**** Dataset rows

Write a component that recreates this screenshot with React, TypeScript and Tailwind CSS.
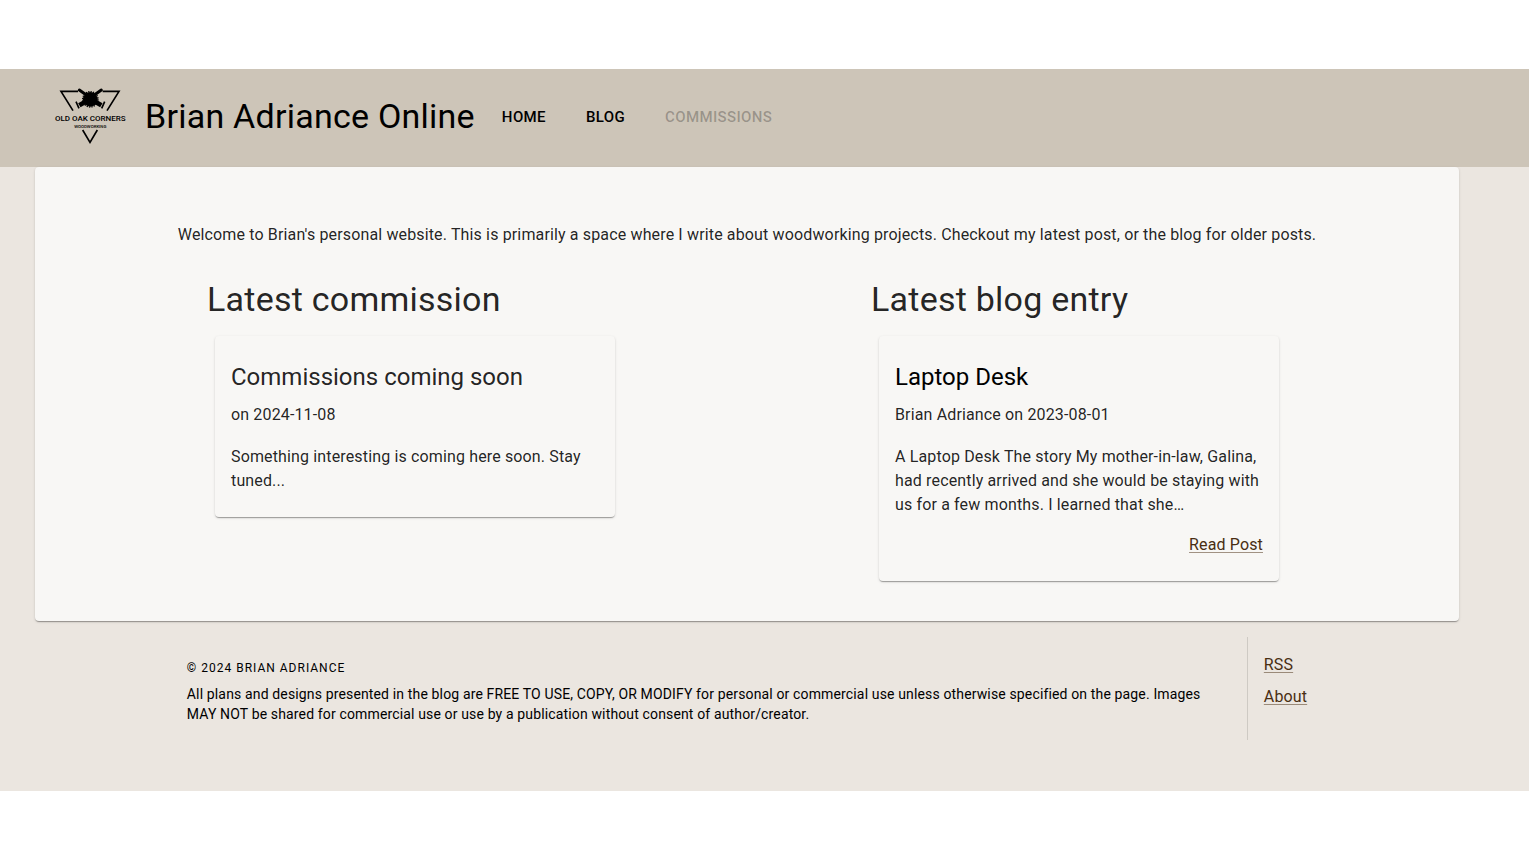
import type { ReactNode } from 'react';
import clsx from 'clsx';

const NAV_ITEMS = [
  { label: 'Home', disabled: false },
  { label: 'Blog', disabled: false },
  { label: 'Commissions', disabled: true },
];

const PAPER = 'rounded bg-[#f8f7f5] shadow-[0_2px_1px_-1px_rgba(0,0,0,0.2),0_1px_1px_0_rgba(0,0,0,0.14),0_1px_3px_0_rgba(0,0,0,0.12)]';

export default function App() {
  return (
    <div className="bg-white py-[69px] font-[Roboto,sans-serif] text-base tracking-[0.009em] text-black/87">
      <div className="bg-[#ebe6e0] pb-[51px]">
        <Header />
        <div className="mr-[70px] ml-[35px]">
          <main className={clsx(PAPER, 'px-12 pt-14 pb-10')}>
            <p className="text-center">
              Welcome to Brian's personal website. This is primarily a space where I write about woodworking projects.
              Checkout my latest post, or the blog for older posts.
            </p>
            <div className="mt-[31px] flex flex-wrap items-start justify-around">
              <Latest heading="Latest commission">
                <h3 className="text-2xl tracking-normal">Commissions coming soon</h3>
                <p className="mt-2.5">on 2024-11-08</p>
                <p className="mt-[18px]">Something interesting is coming here soon. Stay tuned...</p>
              </Latest>
              <Latest heading="Latest blog entry">
                <h3 className="text-2xl tracking-normal text-black">
                  <a href="#laptop-desk">Laptop Desk</a>
                </h3>
                <p className="mt-2.5">Brian Adriance on 2023-08-01</p>
                <p className="mt-[18px]">
                  A Laptop Desk The story My mother-in-law, Galina, had recently arrived and she would be staying with
                  us for a few months. I learned that she…
                </p>
                <p className="mt-4 text-right">
                  <TextLink href="#laptop-desk">Read Post</TextLink>
                </p>
              </Latest>
            </div>
          </main>
          <Footer />
        </div>
      </div>
    </div>
  );
}

function Header() {
  return (
    <header className="flex items-center bg-[#cdc5b8] pt-3 pb-4 pl-[50px]">
      <Logo />
      <h1 className="ml-[15px] text-[34px] leading-[42px] tracking-[0.007em] whitespace-nowrap text-black">
        <a href="#home">Brian Adriance Online</a>
      </h1>
      <nav className="ml-[7px] flex">
        {NAV_ITEMS.map(({ label, disabled }) => (
          <button
            key={label}
            type="button"
            disabled={disabled}
            className="mx-2 px-3 pt-2.5 pb-2 text-[15px] font-medium tracking-wide text-black uppercase disabled:text-black/26"
          >
            {label}
          </button>
        ))}
      </nav>
    </header>
  );
}

function Latest({ heading, children }: { heading: string; children: ReactNode }) {
  return (
    <section className="w-[416px]">
      <h2 className="text-[34px] leading-[42px] tracking-[0.007em]">{heading}</h2>
      <div className={clsx(PAPER, 'mx-2 mt-4 px-4 pt-[25px] pb-6')}>{children}</div>
    </section>
  );
}

function TextLink({ href, children }: { href: string; children: ReactNode }) {
  return (
    <a href={href} className="text-[#492e12] underline decoration-[#492e12]/50 decoration-1 underline-offset-2">
      {children}
    </a>
  );
}

function Footer() {
  return (
    <footer className="flex justify-center pt-4">
      <div className="max-w-[1060px] pt-[15px] pr-4 pb-4 text-black">
        <p className="text-xs leading-8 tracking-[1px] uppercase">© 2024 Brian Adriance</p>
        <p className="text-sm">
          All plans and designs presented in the blog are FREE TO USE, COPY, OR MODIFY for personal or commercial use
          unless otherwise specified on the page. Images MAY NOT be shared for commercial use or use by a publication
          without consent of author/creator.
        </p>
      </div>
      <ul className="space-y-2 border-l border-black/12 pt-4 pb-[31px] pl-4">
        <li>
          <TextLink href="#rss">RSS</TextLink>
        </li>
        <li>
          <TextLink href="#about">About</TextLink>
        </li>
      </ul>
    </footer>
  );
}

// Old Oak Corners badge: saw blade over two crossed chisels inside a broken triangle
function Logo() {
  return (
    <svg viewBox="0 3 240 210" className="h-[70px] w-20 shrink-0" role="img" aria-label="Old Oak Corners Woodworking">
      <g fill="none" stroke="#000" strokeWidth="5">
        <path d="M84 34H33L69 92" />
        <path d="M158 34h49l-36 58" />
        <path d="M98 150l22 37 22-37" />
      </g>
      <g fill="none" stroke="#000">
        <path d="M88 30l20 14M154 30l-20 14" strokeWidth="9" strokeLinecap="round" />
        <path d="M105 66L88 76M137 66l17 10" strokeWidth="14" />
        <path d="M78 65l9 20M164 65l-9 20" strokeWidth="5" />
      </g>
      <circle cx="121" cy="58" r="22" />
      <circle cx="121" cy="58" r="23" fill="none" stroke="#000" strokeWidth="4" strokeDasharray="4 3.22" />
      <text x="121" y="124" textAnchor="middle" className="font-[Roboto,sans-serif] text-[24px] font-medium tracking-normal">
        OLD OAK CORNERS
      </text>
      <text x="121" y="143" textAnchor="middle" className="font-[Roboto,sans-serif] text-[13px] font-medium tracking-normal">
        WOODWORKING
      </text>
    </svg>
  );
}
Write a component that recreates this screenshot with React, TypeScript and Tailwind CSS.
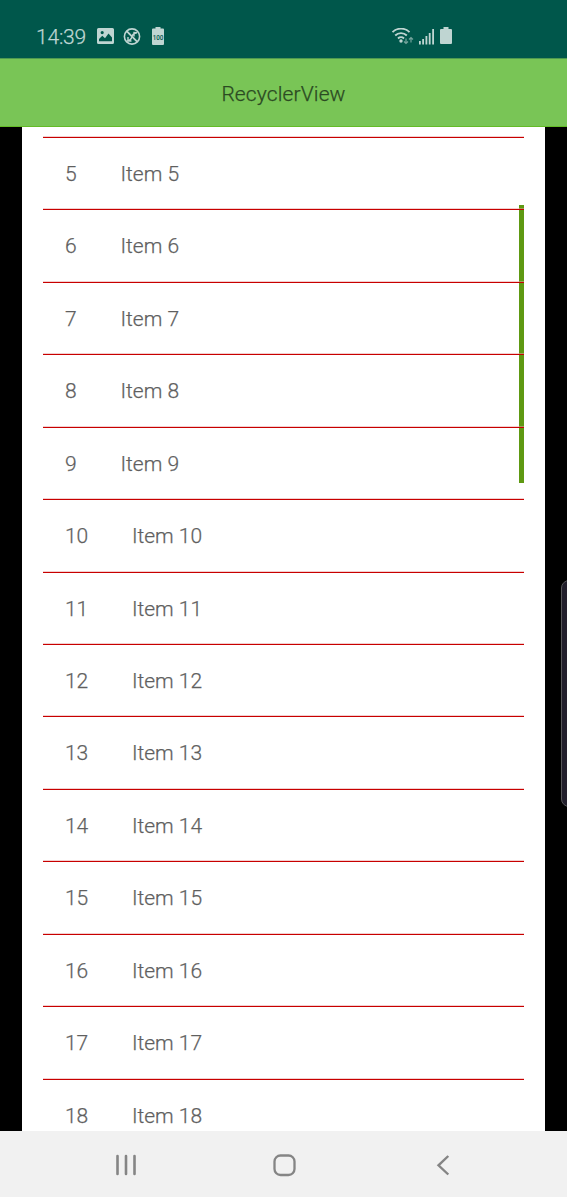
const rows = Array.from({ length: 14 }, (_, i) => i + 5);

function StatusBar() {
  return (
    <header className="flex h-[58px] shrink-0 items-start bg-[#00574b] pt-[25px] pl-9 text-[#bfd5d2]">
      <span className="w-[61px] text-[21px] leading-6 tracking-[-0.2px]">14:39</span>
      <svg className="mt-[3px]" width="17" height="17" viewBox="0 0 17 17" fill="currentColor">
        <path fillRule="evenodd" d="M1.500 0h14A1.500 1.500 0 0 1 17 1.500v13a1.500 1.500 0 0 1-1.500 1.500h-14A1.500 1.500 0 0 1 0 14.500v-13A1.500 1.500 0 0 1 1.500 0ZM2 13.300h13V9.500L11.500 5.500 8 10.200 5.300 7.800 2 11ZM5.200 3a1.600 1.600 0 1 0 0 3.200 1.600 1.600 0 0 0 0-3.200Z" />
      </svg>
      <svg className="mt-[3px] ml-[9px]" width="18" height="18" viewBox="0 0 18 18" fill="none" stroke="currentColor">
        <circle cx="9" cy="8.500" r="7.600" strokeWidth="1.600" />
        <path d="m3.700 3.200 10.600 10.600" strokeWidth="1.800" />
        <path d="M4 13c3.500-.5 4.500-2.200 5-4.500.4-2 1-3.200 4.500-3.500M11 8.500V4.500l3 .2M5 9v4h3.500" strokeWidth="1.400" />
      </svg>
      <svg className="mt-[2px] ml-[10px]" width="14" height="19" viewBox="0 0 14 19">
        <path d="M4.500 0h5v1.500H12a1 1 0 0 1 1 1V17a1 1 0 0 1-1 1H2a1 1 0 0 1-1-1V2.500a1 1 0 0 1 1-1h2.500Z" fill="currentColor" />
        <text x="7" y="12.800" textAnchor="middle" fontSize="6.300" fontWeight="500" fill="#00574b">100</text>
      </svg>
      <svg className="mt-[3px] ml-[226px]" width="24" height="18" viewBox="0 0 24 18" fill="none" stroke="currentColor">
        <path d="M1.500 4.200a12 12 0 0 1 17 0M4.200 7.500a8.200 8.200 0 0 1 11.600 0M7 10.500a4.300 4.300 0 0 1 6 0" strokeWidth="1.900" />
        <circle cx="10" cy="13" r="1.700" fill="currentColor" stroke="none" />
        <path d="M15 10.500v5m-2-2 2 2 2-2M20 14.500v-5m-2 2 2-2 2 2" strokeWidth="1.200" opacity=".6" />
      </svg>
      <svg className="mt-1 ml-1" width="16" height="16" viewBox="0 0 16 16" fill="currentColor">
        <path d="M0 12h1.800v3.500H0zM3.200 10H5v5.500H3.200zM6.500 7h1.800v8.500H6.500zM9.800 4h1.800v11.500H9.800zM13.200 0H15v15.500h-1.800z" />
      </svg>
      <svg className="mt-[2px] ml-[5px]" width="12" height="18" viewBox="0 0 12 18" fill="currentColor">
        <path d="M3.500 0h5v2H11a1 1 0 0 1 1 1v13a1 1 0 0 1-1 1H1a1 1 0 0 1-1-1V3a1 1 0 0 1 1-1h2.500Z" />
      </svg>
    </header>
  );
}

function NavigationBar() {
  return (
    <nav className="h-[66px] shrink-0 bg-[#f1f1f1]">
      <svg width="567" height="66" viewBox="0 0 567 66" fill="none" stroke="#858585" strokeLinecap="round" strokeLinejoin="round">
        <path d="M117.500 25v18M126 25v18M134.500 25v18" strokeWidth="2.600" />
        <rect x="274.500" y="24.500" width="20" height="19.500" rx="6" strokeWidth="2.300" />
        <path d="m448.300 25-9.800 9.300 9.800 9.200" strokeWidth="2.400" strokeLinecap="butt" strokeLinejoin="miter" />
      </svg>
    </nav>
  );
}

export default function App() {
  return (
    <div className="relative flex h-[1197px] w-[567px] flex-col overflow-hidden bg-black font-['Roboto',sans-serif] font-light [-webkit-text-stroke:0.25px]">
      <StatusBar />
      <div className="flex h-[69px] shrink-0 items-center justify-center border-t border-b border-t-[#4f9a50] border-b-[#64bb27] bg-[#79c556] pt-[4px] text-[21px] tracking-[0.12px] text-[#2b4a22]">
        RecyclerView
      </div>
      <div className="absolute top-[205px] left-[519px] h-[278px] w-[5px] bg-[#5e9912]" />
      <main className="mx-[22px] h-[1004px] overflow-hidden bg-white pt-[9.950px] pr-[21px] pl-[21px]">
        <ul className="relative">
          {rows.map((n) => (
            <li key={n} className="h-[72.450px] text-[21px] whitespace-nowrap text-[#5f5f5f]">
              <div className="h-px bg-[#c80000] shadow-[0_-1px_0_#e8a0a080]" />
              <div className="flex h-[71.450px] items-center pt-[2px] pl-[22px]">
                <span className="mr-11 tracking-[-0.2px]">{n}</span>
                <span>Item {n}</span>
              </div>
            </li>
          ))}
        </ul>
      </main>
      <NavigationBar />
      <div className="absolute top-[580px] left-[561px] h-[227px] w-3 rounded-l-lg border border-[#555558] bg-[#211e2b]" />
    </div>
  );
}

********

__Task prompt__.
Hand back the exact lines from the start of the entries to the line with "const PAPER = 'rounded", both ends kept and pictures left out.

__Solution__.
Write a component that recreates this screenshot with React, TypeScript and Tailwind CSS.
import type { ReactNode } from 'react';
import clsx from 'clsx';

const NAV_ITEMS = [
  { label: 'Home', disabled: false },
  { label: 'Blog', disabled: false },
  { label: 'Commissions', disabled: true },
];

const PAPER = 'rounded bg-[#f8f7f5] shadow-[0_2px_1px_-1px_rgba(0,0,0,0.2),0_1px_1px_0_rgba(0,0,0,0.14),0_1px_3px_0_rgba(0,0,0,0.12)]';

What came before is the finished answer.